Mr Trump will land in Britain on Tuesday and be treated to all the pageantry the British state can muster: carriage rides, gun salutes and a state dinner with King Charles at Windsor Castle. He will on Thursday hold talks with Sir Keir at Chequers, the prime minister’s country residence. The British government will emphasise the benefits that trade with America brings “working people”, with new American investments in nuclear power and artificial intelligence to be announced. But since the events will take place far from London, there will be little prospect of encounters with the British public.
Just as well. YouGov, a pollster, reports that only 16% of the British public hold a positive perception of Mr Trump, making him slightly less popular than Israel’s prime minister, Binyamin Netanyahu. But look beyond the man, and MAGA-esque ideas are gaining ground. Many of the grievances that carried Mr Trump to the White House are approaching critical mass in Britain.
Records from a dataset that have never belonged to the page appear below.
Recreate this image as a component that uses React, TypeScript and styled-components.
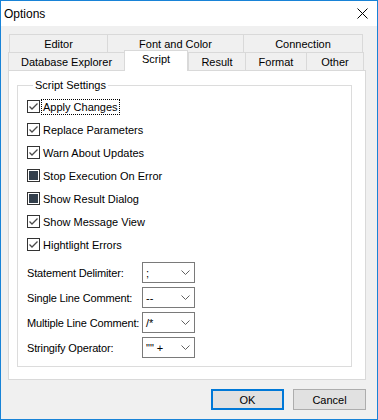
import styled, { createGlobalStyle } from 'styled-components';

const GlobalStyle = createGlobalStyle`
    html, body {
        margin: 0;
        padding: 0;
        background: #ffffff;
    }
`;

const Window = styled.div`
    width: 378px;
    height: 420px;
    box-sizing: border-box;
    border: 1px solid #1883d7;
    background: #f0f0f0;
    display: flex;
    flex-direction: column;
    font-family: "Liberation Sans", Arial, sans-serif;
    font-size: 11px;
    color: #000000;
`;

const TitleBar = styled.div`
    height: 25px;
    flex-shrink: 0;
    background: #ffffff;
    display: flex;
    align-items: center;
    justify-content: space-between;
    padding-left: 3px;
    font-size: 12px;
`;

const CloseButton = styled.div`
    width: 36px;
    height: 25px;
    display: flex;
    align-items: center;
    justify-content: flex-end;
    padding-right: 9px;
`;

const Body = styled.div`
    flex: 1;
    display: flex;
    flex-direction: column;
    padding: 8px 11px 0 7px;
`;

const TabRow = styled.div<{ offset?: number }>`
    display: flex;
    height: 18px;
    margin-left: ${({ offset }) => offset ?? 0}px;
`;

const Tab = styled.div<{ w: number; last?: boolean; selected?: boolean }>`
    box-sizing: border-box;
    width: ${({ w }) => w}px;
    height: ${({ selected }) => (selected ? 21 : 18)}px;
    margin-top: ${({ selected }) => (selected ? -2 : 0)}px;
    position: relative;
    z-index: ${({ selected }) => (selected ? 2 : 0)};
    background: ${({ selected }) => (selected ? '#ffffff' : '#f0f0f0')};
    border-top: 1px solid #d9d9d9;
    border-left: 1px solid #d9d9d9;
    border-right: ${({ last, selected }) => (last || selected ? '1px solid #d9d9d9' : 'none')};
    display: flex;
    align-items: ${({ selected }) => (selected ? 'flex-start' : 'center')};
    padding-top: ${({ selected }) => (selected ? 2 : 0)}px;
    justify-content: center;
    white-space: nowrap;
`;

const Panel = styled.div`
    box-sizing: border-box;
    height: 310px;
    background: #ffffff;
    border: 1px solid #d9d9d9;
    padding: 6px 13px 0 8px;
`;

const Group = styled.fieldset`
    margin: 0;
    border: 1px solid #dcdcdc;
    padding: 2px 0 6px 9px;
    min-width: 0;
`;

const GroupTitle = styled.legend`
    margin-left: 6px;
    padding: 0 2px;
    line-height: 16px;
`;

const CheckRow = styled.div`
    height: 23px;
    display: flex;
    align-items: center;
    gap: 1px;
`;

const Box = styled.span<{ fill?: boolean }>`
    box-sizing: border-box;
    width: 13px;
    height: 13px;
    border: 1px solid #333333;
    background: #ffffff;
    flex-shrink: 0;
    display: flex;
    align-items: center;
    justify-content: center;

    &::after {
        content: '';
        display: ${({ fill }) => (fill ? 'block' : 'none')};
        width: 9px;
        height: 9px;
        background: #333f4c;
    }
`;

const CheckLabel = styled.span<{ focused?: boolean }>`
    display: inline-block;
    padding: 0 1px;
    line-height: 14px;
    border: 1px dotted ${({ focused }) => (focused ? '#000000' : 'transparent')};
    white-space: nowrap;
`;

const Spacer = styled.div`
    height: 4px;
`;

const ComboRow = styled.div`
    height: 25px;
    display: flex;
    align-items: center;
`;

const ComboLabel = styled.span`
    width: 115px;
    white-space: nowrap;
    letter-spacing: -0.15px;
`;

const Combo = styled.div`
    box-sizing: border-box;
    width: 53px;
    height: 21px;
    border: 1px solid #7a7a7a;
    background: #ffffff;
    display: flex;
    align-items: center;
    justify-content: space-between;
    padding: 0 4px 0 3px;
`;

const ButtonBar = styled.div`
    display: flex;
    justify-content: flex-end;
    gap: 9px;
    margin-top: 9px;
`;

const Button = styled.div<{ primary?: boolean }>`
    box-sizing: border-box;
    width: 73px;
    height: 21px;
    background: #e1e1e1;
    border: ${({ primary }) => (primary ? '2px solid #0078d7' : '1px solid #adadad')};
    display: flex;
    align-items: center;
    justify-content: center;
`;

function CheckMark() {
    return (
        <svg width="11" height="11" viewBox="0 0 11 11">
            <polyline points="1.5,5.5 4,8 9.5,2.5" fill="none" stroke="#4a4a4a" strokeWidth="1.3" />
        </svg>
    );
}

function Chevron() {
    return (
        <svg width="9" height="5" viewBox="0 0 9 5">
            <polyline points="0.5,0.5 4.5,4.5 8.5,0.5" fill="none" stroke="#606060" strokeWidth="1" />
        </svg>
    );
}

const checks: { label: string; state: 'check' | 'fill'; focused?: boolean }[] = [
    { label: 'Apply Changes', state: 'check', focused: true },
    { label: 'Replace Parameters', state: 'check' },
    { label: 'Warn About Updates', state: 'check' },
    { label: 'Stop Execution On Error', state: 'fill' },
    { label: 'Show Result Dialog', state: 'fill' },
    { label: 'Show Message View', state: 'check' },
    { label: 'Hightlight Errors', state: 'check' },
];

const combos = [
    { label: 'Statement Delimiter:', value: ';' },
    { label: 'Single Line Comment:', value: '--' },
    { label: 'Multiple Line Comment:', value: '/*' },
    { label: 'Stringify Operator:', value: '"" +' },
];

export default function App() {
    return (
        <>
            <GlobalStyle />
            <Window>
                <TitleBar>
                    <span>Options</span>
                    <CloseButton>
                        <svg width="11" height="11" viewBox="0 0 11 11">
                            <path d="M0.5,0.5 L10.5,10.5 M10.5,0.5 L0.5,10.5" stroke="#000" strokeWidth="1" />
                        </svg>
                    </CloseButton>
                </TitleBar>
                <Body>
                    <TabRow offset={1}>
                        <Tab w={98}>Editor</Tab>
                        <Tab w={136}>Font and Color</Tab>
                        <Tab w={120} last>Connection</Tab>
                    </TabRow>
                    <TabRow>
                        <Tab w={116}>Database Explorer</Tab>
                        <Tab w={64} selected>Script</Tab>
                        <Tab w={57}>Result</Tab>
                        <Tab w={61}>Format</Tab>
                        <Tab w={58} last>Other</Tab>
                    </TabRow>
                    <Panel>
                        <Group>
                            <GroupTitle>Script Settings</GroupTitle>
                            {checks.map((c) => (
                                <CheckRow key={c.label}>
                                    <Box fill={c.state === 'fill'}>
                                        {c.state === 'check' && <CheckMark />}
                                    </Box>
                                    <CheckLabel focused={c.focused}>{c.label}</CheckLabel>
                                </CheckRow>
                            ))}
                            <Spacer />
                            {combos.map((c) => (
                                <ComboRow key={c.label}>
                                    <ComboLabel>{c.label}</ComboLabel>
                                    <Combo>
                                        <span>{c.value}</span>
                                        <Chevron />
                                    </Combo>
                                </ComboRow>
                            ))}
                        </Group>
                    </Panel>
                    <ButtonBar>
                        <Button primary>OK</Button>
                        <Button>Cancel</Button>
                    </ButtonBar>
                </Body>
            </Window>
        </>
    );
}
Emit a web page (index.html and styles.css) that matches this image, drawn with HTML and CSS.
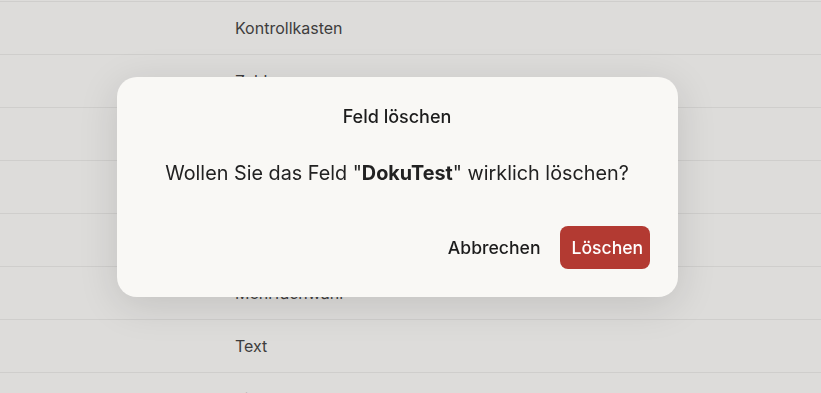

The Economist identified 34 questions from the British Election Study (BES) which aligned with America’s MAGA movement, covering issues from immigration to overseas aid, transgender women’s participation in sports and racists’ freedom of speech. Individually, some of these thoughts reflect old-fashioned conservatism or classical liberalism; collectively, they are a useful MAGA proxy. The share of Britons holding MAGA views on a majority of the 34 questions fell from 40% in 2014—when Reform UK’s hard-right predecessor, UKIP, was at the height of its popularity—to just over a quarter in 2020. Since then, Trumpist views have rebounded, rising to 36% in 2025.
Although people with such views make up a slightly smaller share of the public than in 2014, they are angrier than ever. In March 2015 they gave David Cameron’s Conservative government a net approval rating of positive 21. A decade later, they gave Mr Starmer’s government a rating of negative 44.
As in America, distrust of government now pervades British politics. When the National Centre for Social Research first started quizzing Brits in 1986, 40% of the public said they trusted the government to act in the nation’s interest above party interests “most of the time”. Only 12% replied “almost never”. Today those numbers have inverted. The proportion of Brits who trust the government “most of the time” has shrunk to 12%. Those who “almost never” trust it has hit 46%, an all-time high.

Concerns about social-media censorship and the policing of “non-crime hate incidents” were front and centre of Saturday’s march (described by the organisers as a “festival of free speech”). Such concerns are widely shared. According to the BES, 70% of Brits think people are too easily offended by others’ language.
Support for mass deportations, a Trumpy addition to Britain’s anti-immigration movement, reached 45% over the summer. Reform UK sees deporting 600,000 migrants in five years as a realistic target. If an election were held tomorrow, it would have a good chance of winning.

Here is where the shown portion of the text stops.